One year ago today, the unthinkable happened. Bombs went off at the finish line of one of the most hallowed races in running, killing 3 and injuring 264 others. The shock, disbelief and outrage that followed was magnified a thousand fold by runners around the world. In the days that followed, runners united all over the world to run for Boston.
In 6 days I will be back at the start line in Hopkinton. I've trained through a very tough winter and I pushed myself hard this year. I feel like I'm physically ready. I might not be at 100% (damn knees) but I'm close. Mentally I know what I'm in for so I think I'm ready for that too. The bigger question is, will I be emotionally ready?
Over the last few weeks there have been several features and interviews with some of last years victims. There is an entire spread in Runners World. I excitedly sat down to read month's issue and was surprised to find that I couldn't get through the stories without crying. Anytime I read anything online about the race, I find myself tearing up. Watching last years news coverage this morning brought a new flood of tears. I was shocked and very upset last year when all of this happened but over the months that followed, it became a distant memory. They say time is a great healer. Now all of those emotions are coming back. I am thankful that we didn't actually experience or see any of it but we saw the aftermath and that was enough. I had a hard time watching the news coverage in the days following. I had originally told G before the race that even if I re-qualified, I wasn't going to go back. That changed the minute those bombs went off.

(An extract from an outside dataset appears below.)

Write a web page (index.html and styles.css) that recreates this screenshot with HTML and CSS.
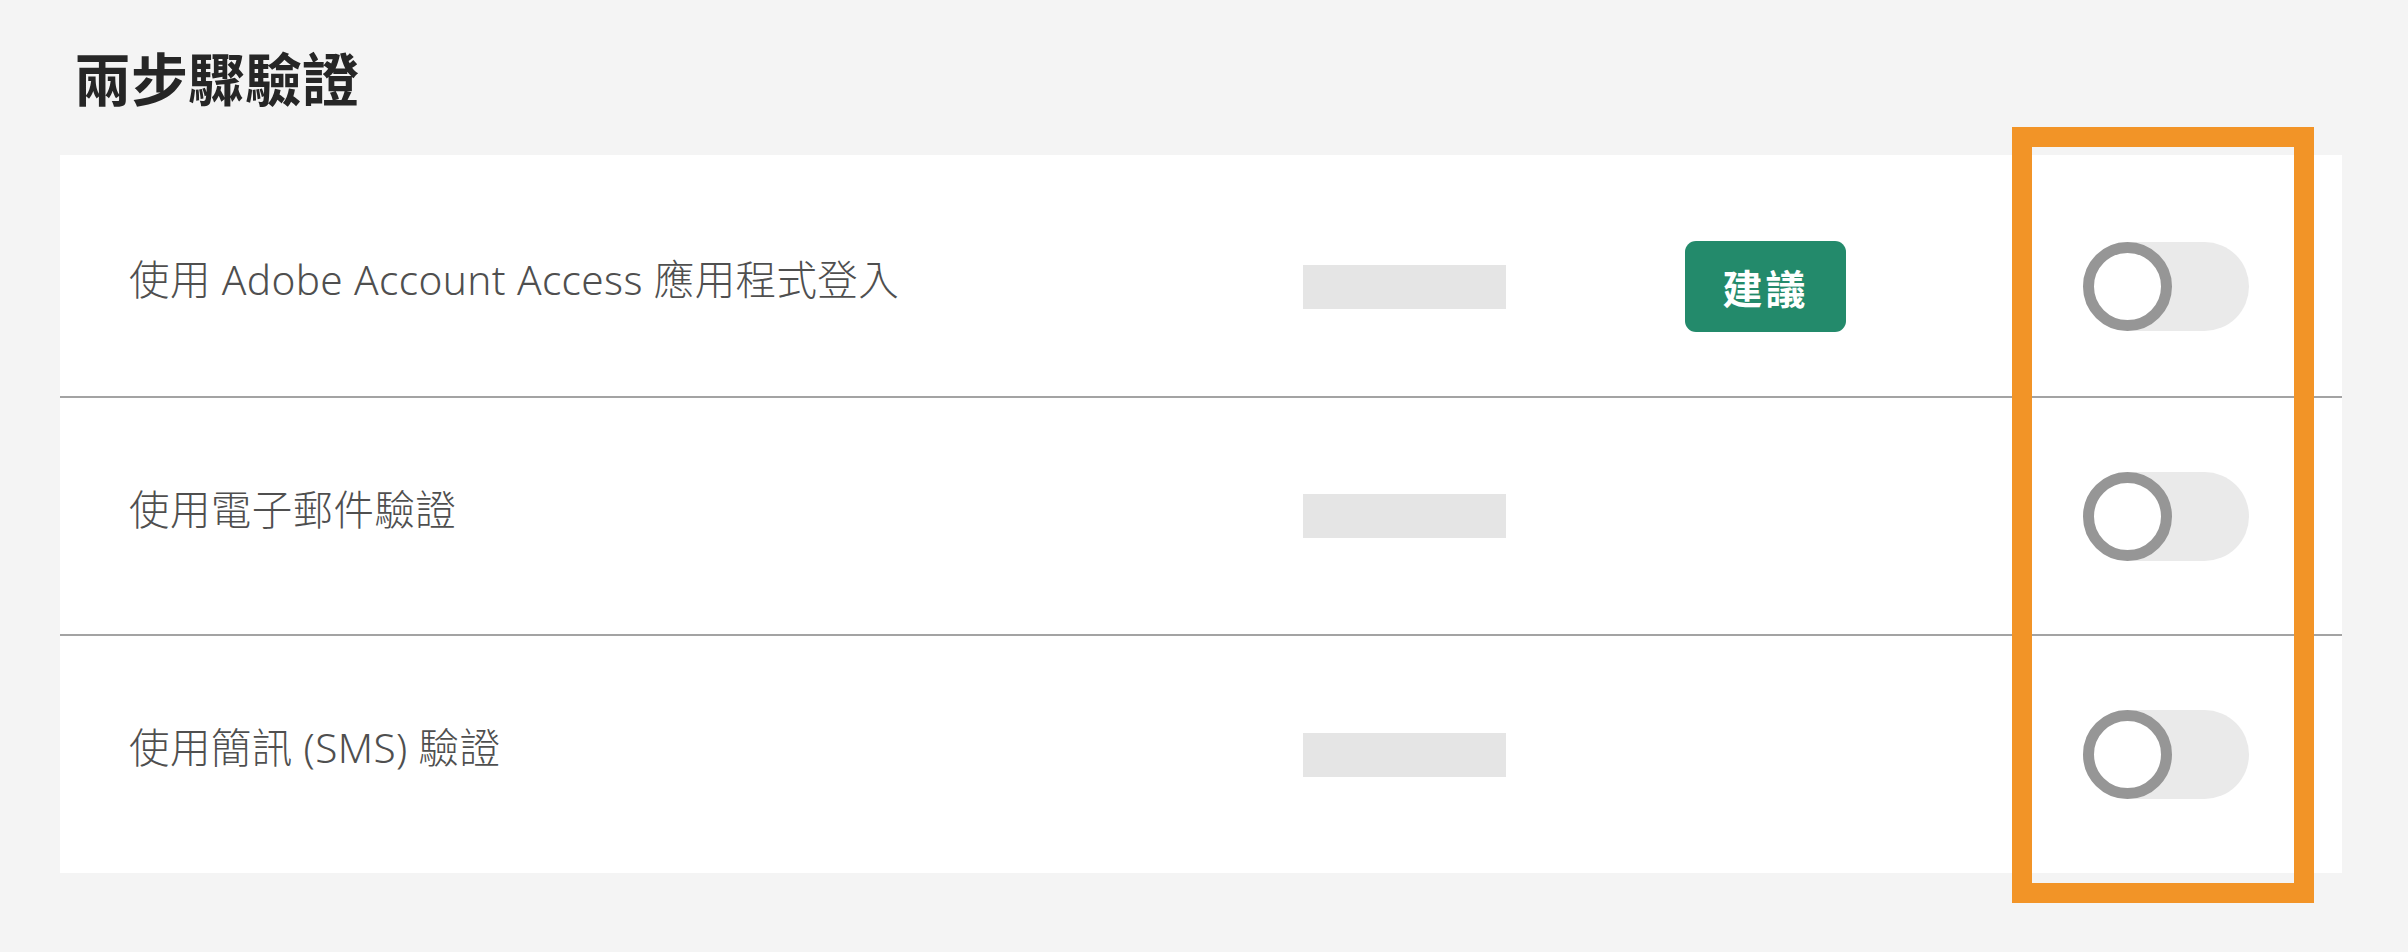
FILE: index.html
```html
<!DOCTYPE html>
<html lang="zh-Hant">
<head>
<meta charset="utf-8">
<title>兩步驟驗證</title>
<link rel="stylesheet" href="styles.css">
</head>
<body>
<main class="page">
  <h1 class="title">兩步驟驗證</h1>
  <section class="card">
    <div class="row row-first">
      <div class="label">使用 Adobe Account Access 應用程式登入</div>
      <div class="status"><span class="placeholder"></span></div>
      <div class="tag"><span class="badge">建議</span></div>
      <div class="switch"><span class="toggle"><span class="knob"></span></span></div>
    </div>
    <div class="row">
      <div class="label">使用電子郵件驗證</div>
      <div class="status"><span class="placeholder"></span></div>
      <div class="tag"></div>
      <div class="switch"><span class="toggle"><span class="knob"></span></span></div>
    </div>
    <div class="row row-last">
      <div class="label">使用簡訊 (SMS) 驗證</div>
      <div class="status"><span class="placeholder"></span></div>
      <div class="tag"></div>
      <div class="switch"><span class="toggle"><span class="knob"></span></span></div>
    </div>
  </section>
  <div class="highlight"></div>
</main>
</body>
</html>
```

FILE: styles.css
```css
* { box-sizing: border-box; }

html, body {
  margin: 0;
  padding: 0;
  background: #f4f4f4;
}

body {
  width: 2408px;
  height: 952px;
  overflow: hidden;
  font-family: "Noto Sans", "Noto Sans CJK TC", sans-serif;
}

.page {
  position: relative;
  padding-top: 46px;
}

.title {
  margin: 0 0 49px 74px;
  font-family: "Noto Sans CJK TC", sans-serif;
  font-size: 57px;
  line-height: 60px;
  font-weight: 700;
  color: #262626;
}

.card {
  margin-left: 60px;
  width: 2282px;
  background: #ffffff;
}

.row {
  display: grid;
  grid-template-columns: 1174px 382px 398px 166px;
  align-items: center;
  padding-left: 69px;
  height: 238px;
  border-bottom: 2px solid #a3a3a3;
}

.row-first {
  height: 243px;
  padding-top: 22px;
}

.row-last {
  height: 237px;
  border-bottom: none;
}

.label {
  font-size: 40.5px;
  font-weight: 300;
  letter-spacing: 0.4px;
  line-height: 1.2;
  color: #4f4f4f;
  margin-top: -12px;
  white-space: nowrap;
}

.placeholder {
  display: block;
  width: 203px;
  height: 44px;
  background: #e5e5e5;
}

.badge {
  display: flex;
  align-items: center;
  justify-content: center;
  width: 161px;
  height: 91px;
  border-radius: 11px;
  background: #238a6b;
  color: #ffffff;
  font-family: "Noto Sans CJK TC", sans-serif;
  font-size: 40px;
  font-weight: 700;
  letter-spacing: 3px;
}

.toggle {
  display: block;
  width: 166px;
  height: 89px;
  border-radius: 45px;
  background: #eaeaea;
}

.knob {
  display: block;
  width: 89px;
  height: 89px;
  border-radius: 50%;
  border: 11px solid #969696;
  background: #ffffff;
}

.highlight {
  position: absolute;
  left: 2012px;
  top: 127px;
  width: 302px;
  height: 776px;
  border: 20px solid #f29427;
}
```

Running a marathon is an emotional experience at the best of times. Last year I smiled from start to finish and was practically laughing out loud when I got to the finish line I was so happy. I want this year to be the same and I will do my best to make it so but I also think I need to be prepared for the inevitable flood of emotions that will come. I suspect that there will be tears shed at the start and as I make that turn on Boylston. When they come, I'm going to let them flow.

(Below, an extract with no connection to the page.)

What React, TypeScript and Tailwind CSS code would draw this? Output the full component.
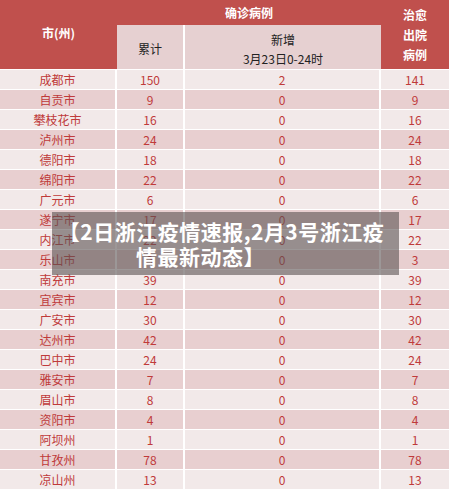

Yes, I have a lofty time goal for this race but when it comes right down to it, the day is not about a finishing time. It's a celebration. It's a day to pay tribute to the victims and to celebrate the unity and strength of the running community and the amazing city of Boston. And for many of us, a day that will hopefully bring some closure.
The tears will come but I will be ready.
8 comments:
Good luck next week. I'll be thinking of you and cheering from afar.
Good luck, you are ready and are going to do GREAT!!
P, you are the freaking best.
I'll be cheering you on! xo
Cannot wait to cheer you on.
Is there a way to track you?
I'd love to follow along with your progress.
Love this.
Great post and all the best in Boston. It's going to be an emotional day I'm sure and hopefully lots of happy tears.
Have a great race! I'll be thinking of you and everyone else I know that's running.
You're so right about all the emotions coming back. When I decided not to run Boston 2014 (after initially saying I would in the immediate aftermath of the bombing) I was at ease with that decision. The last two weeks have been hard, with all the chatter about the race and the memories of last year. I wish I were going back, just to be there, but you bet I will be watching and my heart will be there. Have an amazing race.